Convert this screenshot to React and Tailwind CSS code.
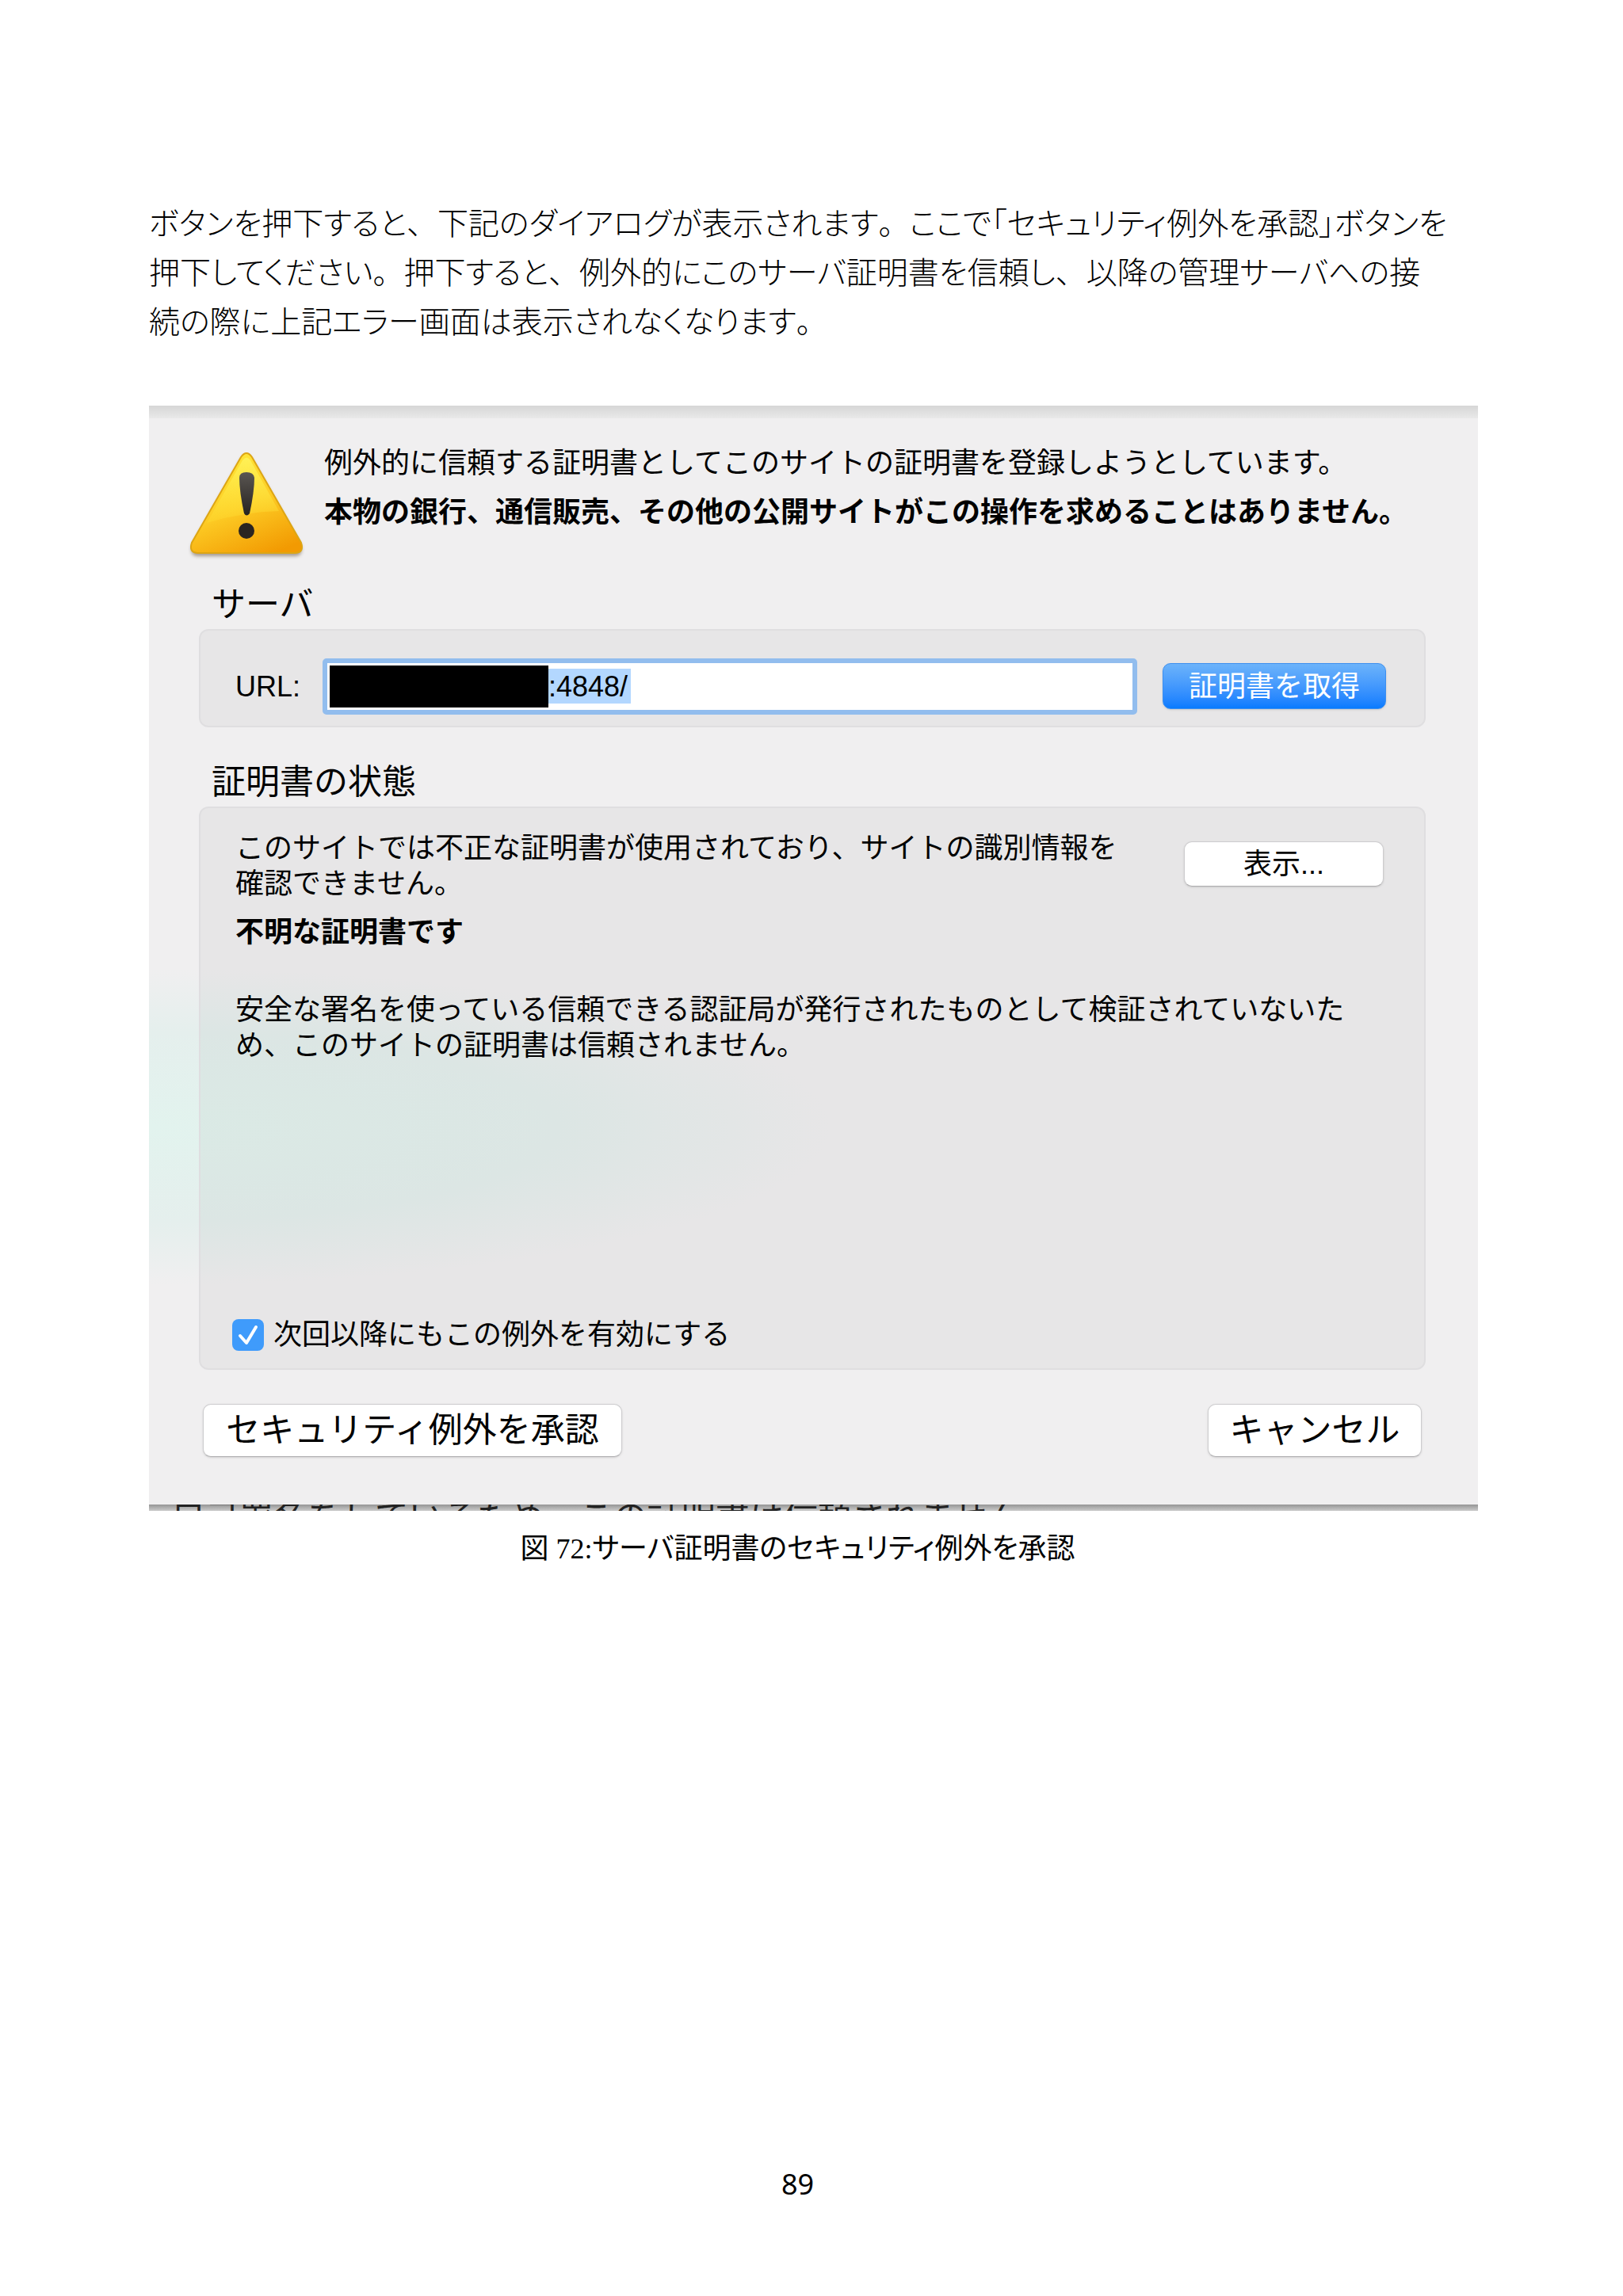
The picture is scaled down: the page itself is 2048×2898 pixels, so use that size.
const ui = "font-['Liberation_Sans','Noto_Sans_CJK_JP',sans-serif]";
const doc = "font-['Liberation_Serif','Noto_Sans_CJK_JP',serif]";

const intro = [
  "ボタンを押下すると、下記のダイアログが表示されます。ここで「セキュリティ例外を承認」ボタンを",
  "押下してください。押下すると、例外的にこのサーバ証明書を信頼し、以降の管理サーバへの接",
  "続の際に上記エラー画面は表示されなくなります。",
];

function WarningIcon() {
  return (
    <svg viewBox="0 0 150 146" className="h-[146px] w-[150px] shrink-0" aria-hidden="true">
      <defs>
        <linearGradient id="face" x1="0.3" y1="0" x2="0.75" y2="1">
          <stop offset="0" stopColor="#ffe83a" />
          <stop offset="0.5" stopColor="#fdcc25" />
          <stop offset="1" stopColor="#f29a02" />
        </linearGradient>
        <linearGradient id="gloss" x1="0" y1="0" x2="0" y2="1">
          <stop offset="0" stopColor="#fff25a" stopOpacity="0.9" />
          <stop offset="1" stopColor="#ffe235" stopOpacity="0.25" />
        </linearGradient>
        <linearGradient id="mark" x1="0" y1="0" x2="0" y2="1">
          <stop offset="0" stopColor="#5a5652" />
          <stop offset="1" stopColor="#262220" />
        </linearGradient>
        <filter id="soft" x="-10%" y="-10%" width="120%" height="130%">
          <feGaussianBlur stdDeviation="2" />
        </filter>
      </defs>
      <path d="M67 12 Q74 2 81 12 L143 121 Q146 133 136 134 L12 134 Q2 133 5 121 Z" fill="#5b4632" opacity="0.5" filter="url(#soft)" />
      <path d="M67 9 Q74 -1 81 9 L143 117 Q147 129 136 130 L12 130 Q1 129 5 117 Z" fill="url(#face)" stroke="#dda514" strokeWidth="2" />
      <path d="M69 13 Q74 6 79 13 L115 77 Q70 78 24 92 Z" fill="url(#gloss)" />
      <path d="M65 35 Q65 28 74 28 Q83 28 84 35 Q84 52 78 80 Q74 85 71 80 Q65 52 65 35 Z" fill="url(#mark)" />
      <circle cx="74" cy="102" r="10" fill="#2a2421" />
    </svg>
  );
}

function Button({ children, className = "" }) {
  return (
    <button
      type="button"
      className={`shrink-0 rounded-[10px] border border-[#cdccce] border-b-[#aeadaf] bg-white text-center whitespace-nowrap shadow-sm ${className}`}
    >
      {children}
    </button>
  );
}

// proportional kana, full-width 、 and 。
function BodyLine({ text }) {
  return (
    <span className="block">
      {text.split(/([、。])/).map((part, i) =>
        i % 2 ? (
          <span key={i} className="[font-feature-settings:normal]">{part}</span>
        ) : (
          part
        )
      )}
    </span>
  );
}

function CertificateDialog() {
  return (
    <section
      className={`${ui} overflow-hidden bg-[#f0eff0] bg-[radial-gradient(ellipse_860px_200px_at_0px_910px,#e2f3ee_0%,#e5efed_60%,#f0eff000_100%)] text-4xl leading-[45px] text-black`}
    >
      <div className="h-4 bg-linear-to-b from-[#d6d6d6] to-[#e9e9e9]" />

      <div className="pt-6 pr-[66px] pl-[63px]">
        <div className="-ml-3.5 flex items-start gap-[22px]">
          <div className="pt-4">
            <WarningIcon />
          </div>
          <div className="pt-0.5 whitespace-nowrap">
            <p className="leading-[62px]">例外的に信頼する証明書としてこのサイトの証明書を登録しようとしています。</p>
            <p className="leading-[62px] font-bold">本物の銀行、通信販売、その他の公開サイトがこの操作を求めることはありません。</p>
          </div>
        </div>

        <h2 className="mt-[18px] pl-4 text-[43px] leading-[62px]">サーバ</h2>
        <div className="flex h-[124px] items-center rounded-xl border-2 border-[#dfdee0] bg-black/[0.035] pt-5 pr-12 pl-11">
          <label htmlFor="url" className="w-[110px] shrink-0">URL:</label>
          <div className="flex h-[71px] flex-1 items-center rounded-[5px] border-[6px] border-[#92bdee] bg-white pl-[3px]">
            <span className="h-[53px] w-[276px] bg-black" />
            <input id="url" type="text" defaultValue=":4848/" className="h-11 w-[104px] bg-[#b3d7ff] outline-none" />
          </div>
          <button
            type="button"
            className="ml-8 h-[58px] w-[282px] shrink-0 rounded-[10px] border border-[#3c8ff0] bg-linear-to-b from-[#6cb3fa] to-[#067bff] text-white shadow-sm"
          >
            証明書を取得
          </button>
        </div>

        <h2 className="mt-[38px] pl-4 text-[43px] leading-[62px]">証明書の状態</h2>
        <div className="flex h-[711px] flex-col rounded-xl border-2 border-[#dfdee0] bg-black/[0.035] pt-7 pr-[51px] pb-5 pl-11">
          <div className="flex items-start justify-between">
            <p>
              このサイトでは不正な証明書が使用されており、サイトの識別情報を
              <br />
              確認できません。
            </p>
            <Button className="mt-3.5 h-[57px] w-[252px]">表示...</Button>
          </div>
          <p className="mt-4 font-bold">不明な証明書です</p>
          <p className="mt-[53px] whitespace-nowrap">
            安全な署名を使っている信頼できる認証局が発行されたものとして検証されていないた
            <br />
            め、このサイトの証明書は信頼されません。
          </p>
          <label className="mt-auto flex items-center gap-3">
            <span className="relative -ml-1 block size-10">
              <input type="checkbox" defaultChecked className="size-10 appearance-none rounded-lg bg-[#3f9bfb]" />
              <svg viewBox="0 0 40 40" className="pointer-events-none absolute inset-0" aria-hidden="true">
                <path d="M10 21 L18 30 L30 10" fill="none" stroke="#fff" strokeWidth="4" strokeLinecap="round" strokeLinejoin="round" />
              </svg>
            </span>
            次回以降にもこの例外を有効にする
          </label>
        </div>

        <div className="mt-[43px] flex justify-between px-[5px] text-[43px]">
          <Button className="h-[67px] w-[529px]">セキュリティ例外を承認</Button>
          <Button className="h-[67px] w-[270px]">キャンセル</Button>
        </div>
      </div>

      {/* page behind the sheet, cut off by its lower edge */}
      <div className="mt-[60px] h-2 overflow-hidden bg-linear-to-b from-[#959595] to-[#cbcbcb] pl-7 text-[43px] leading-8 whitespace-nowrap text-[#222]">
        自己署名をしているため、この証明書は信頼されません。
      </div>
    </section>
  );
}

export default function App() {
  return (
    <main className={`${doc} min-h-screen bg-white pt-[252px] pr-[183px] pb-[116px] pl-[188px] text-black`} lang="ja">
      <p className="text-[39px] leading-[62px] font-light whitespace-nowrap [font-feature-settings:'palt']">
        {intro.map((line) => (
          <BodyLine key={line} text={line} />
        ))}
      </p>

      <figure className="mt-[74px]">
        <CertificateDialog />
        <figcaption className="mt-5 pr-10 text-center text-4xl leading-[56px] [font-feature-settings:'palt']">
          図 72:サーバ証明書のセキュリティ例外を承認
        </figcaption>
      </figure>

      <footer className="mt-[746px] pr-10 text-center font-['Noto_Sans',sans-serif] text-4xl leading-[56px]">89</footer>
    </main>
  );
}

▸ **The task**: Write out again every line above exactly as given; the pictures do not belong in the copy.

▸ **Full solution**:
Convert this screenshot to React and Tailwind CSS code.
The picture is scaled down: the page itself is 2048×2898 pixels, so use that size.
const ui = "font-['Liberation_Sans','Noto_Sans_CJK_JP',sans-serif]";
const doc = "font-['Liberation_Serif','Noto_Sans_CJK_JP',serif]";

const intro = [
  "ボタンを押下すると、下記のダイアログが表示されます。ここで「セキュリティ例外を承認」ボタンを",
  "押下してください。押下すると、例外的にこのサーバ証明書を信頼し、以降の管理サーバへの接",
  "続の際に上記エラー画面は表示されなくなります。",
];

function WarningIcon() {
  return (
    <svg viewBox="0 0 150 146" className="h-[146px] w-[150px] shrink-0" aria-hidden="true">
      <defs>
        <linearGradient id="face" x1="0.3" y1="0" x2="0.75" y2="1">
          <stop offset="0" stopColor="#ffe83a" />
          <stop offset="0.5" stopColor="#fdcc25" />
          <stop offset="1" stopColor="#f29a02" />
        </linearGradient>
        <linearGradient id="gloss" x1="0" y1="0" x2="0" y2="1">
          <stop offset="0" stopColor="#fff25a" stopOpacity="0.9" />
          <stop offset="1" stopColor="#ffe235" stopOpacity="0.25" />
        </linearGradient>
        <linearGradient id="mark" x1="0" y1="0" x2="0" y2="1">
          <stop offset="0" stopColor="#5a5652" />
          <stop offset="1" stopColor="#262220" />
        </linearGradient>
        <filter id="soft" x="-10%" y="-10%" width="120%" height="130%">
          <feGaussianBlur stdDeviation="2" />
        </filter>
      </defs>
      <path d="M67 12 Q74 2 81 12 L143 121 Q146 133 136 134 L12 134 Q2 133 5 121 Z" fill="#5b4632" opacity="0.5" filter="url(#soft)" />
      <path d="M67 9 Q74 -1 81 9 L143 117 Q147 129 136 130 L12 130 Q1 129 5 117 Z" fill="url(#face)" stroke="#dda514" strokeWidth="2" />
      <path d="M69 13 Q74 6 79 13 L115 77 Q70 78 24 92 Z" fill="url(#gloss)" />
      <path d="M65 35 Q65 28 74 28 Q83 28 84 35 Q84 52 78 80 Q74 85 71 80 Q65 52 65 35 Z" fill="url(#mark)" />
      <circle cx="74" cy="102" r="10" fill="#2a2421" />
    </svg>
  );
}

function Button({ children, className = "" }) {
  return (
    <button
      type="button"
      className={`shrink-0 rounded-[10px] border border-[#cdccce] border-b-[#aeadaf] bg-white text-center whitespace-nowrap shadow-sm ${className}`}
    >
      {children}
    </button>
  );
}

// proportional kana, full-width 、 and 。
function BodyLine({ text }) {
  return (
    <span className="block">
      {text.split(/([、。])/).map((part, i) =>
        i % 2 ? (
          <span key={i} className="[font-feature-settings:normal]">{part}</span>
        ) : (
          part
        )
      )}
    </span>
  );
}

function CertificateDialog() {
  return (
    <section
      className={`${ui} overflow-hidden bg-[#f0eff0] bg-[radial-gradient(ellipse_860px_200px_at_0px_910px,#e2f3ee_0%,#e5efed_60%,#f0eff000_100%)] text-4xl leading-[45px] text-black`}
    >
      <div className="h-4 bg-linear-to-b from-[#d6d6d6] to-[#e9e9e9]" />

      <div className="pt-6 pr-[66px] pl-[63px]">
        <div className="-ml-3.5 flex items-start gap-[22px]">
          <div className="pt-4">
            <WarningIcon />
          </div>
          <div className="pt-0.5 whitespace-nowrap">
            <p className="leading-[62px]">例外的に信頼する証明書としてこのサイトの証明書を登録しようとしています。</p>
            <p className="leading-[62px] font-bold">本物の銀行、通信販売、その他の公開サイトがこの操作を求めることはありません。</p>
          </div>
        </div>

        <h2 className="mt-[18px] pl-4 text-[43px] leading-[62px]">サーバ</h2>
        <div className="flex h-[124px] items-center rounded-xl border-2 border-[#dfdee0] bg-black/[0.035] pt-5 pr-12 pl-11">
          <label htmlFor="url" className="w-[110px] shrink-0">URL:</label>
          <div className="flex h-[71px] flex-1 items-center rounded-[5px] border-[6px] border-[#92bdee] bg-white pl-[3px]">
            <span className="h-[53px] w-[276px] bg-black" />
            <input id="url" type="text" defaultValue=":4848/" className="h-11 w-[104px] bg-[#b3d7ff] outline-none" />
          </div>
          <button
            type="button"
            className="ml-8 h-[58px] w-[282px] shrink-0 rounded-[10px] border border-[#3c8ff0] bg-linear-to-b from-[#6cb3fa] to-[#067bff] text-white shadow-sm"
          >
            証明書を取得
          </button>
        </div>

        <h2 className="mt-[38px] pl-4 text-[43px] leading-[62px]">証明書の状態</h2>
        <div className="flex h-[711px] flex-col rounded-xl border-2 border-[#dfdee0] bg-black/[0.035] pt-7 pr-[51px] pb-5 pl-11">
          <div className="flex items-start justify-between">
            <p>
              このサイトでは不正な証明書が使用されており、サイトの識別情報を
              <br />
              確認できません。
            </p>
            <Button className="mt-3.5 h-[57px] w-[252px]">表示...</Button>
          </div>
          <p className="mt-4 font-bold">不明な証明書です</p>
          <p className="mt-[53px] whitespace-nowrap">
            安全な署名を使っている信頼できる認証局が発行されたものとして検証されていないた
            <br />
            め、このサイトの証明書は信頼されません。
          </p>
          <label className="mt-auto flex items-center gap-3">
            <span className="relative -ml-1 block size-10">
              <input type="checkbox" defaultChecked className="size-10 appearance-none rounded-lg bg-[#3f9bfb]" />
              <svg viewBox="0 0 40 40" className="pointer-events-none absolute inset-0" aria-hidden="true">
                <path d="M10 21 L18 30 L30 10" fill="none" stroke="#fff" strokeWidth="4" strokeLinecap="round" strokeLinejoin="round" />
              </svg>
            </span>
            次回以降にもこの例外を有効にする
          </label>
        </div>

        <div className="mt-[43px] flex justify-between px-[5px] text-[43px]">
          <Button className="h-[67px] w-[529px]">セキュリティ例外を承認</Button>
          <Button className="h-[67px] w-[270px]">キャンセル</Button>
        </div>
      </div>

      {/* page behind the sheet, cut off by its lower edge */}
      <div className="mt-[60px] h-2 overflow-hidden bg-linear-to-b from-[#959595] to-[#cbcbcb] pl-7 text-[43px] leading-8 whitespace-nowrap text-[#222]">
        自己署名をしているため、この証明書は信頼されません。
      </div>
    </section>
  );
}

export default function App() {
  return (
    <main className={`${doc} min-h-screen bg-white pt-[252px] pr-[183px] pb-[116px] pl-[188px] text-black`} lang="ja">
      <p className="text-[39px] leading-[62px] font-light whitespace-nowrap [font-feature-settings:'palt']">
        {intro.map((line) => (
          <BodyLine key={line} text={line} />
        ))}
      </p>

      <figure className="mt-[74px]">
        <CertificateDialog />
        <figcaption className="mt-5 pr-10 text-center text-4xl leading-[56px] [font-feature-settings:'palt']">
          図 72:サーバ証明書のセキュリティ例外を承認
        </figcaption>
      </figure>

      <footer className="mt-[746px] pr-10 text-center font-['Noto_Sans',sans-serif] text-4xl leading-[56px]">89</footer>
    </main>
  );
}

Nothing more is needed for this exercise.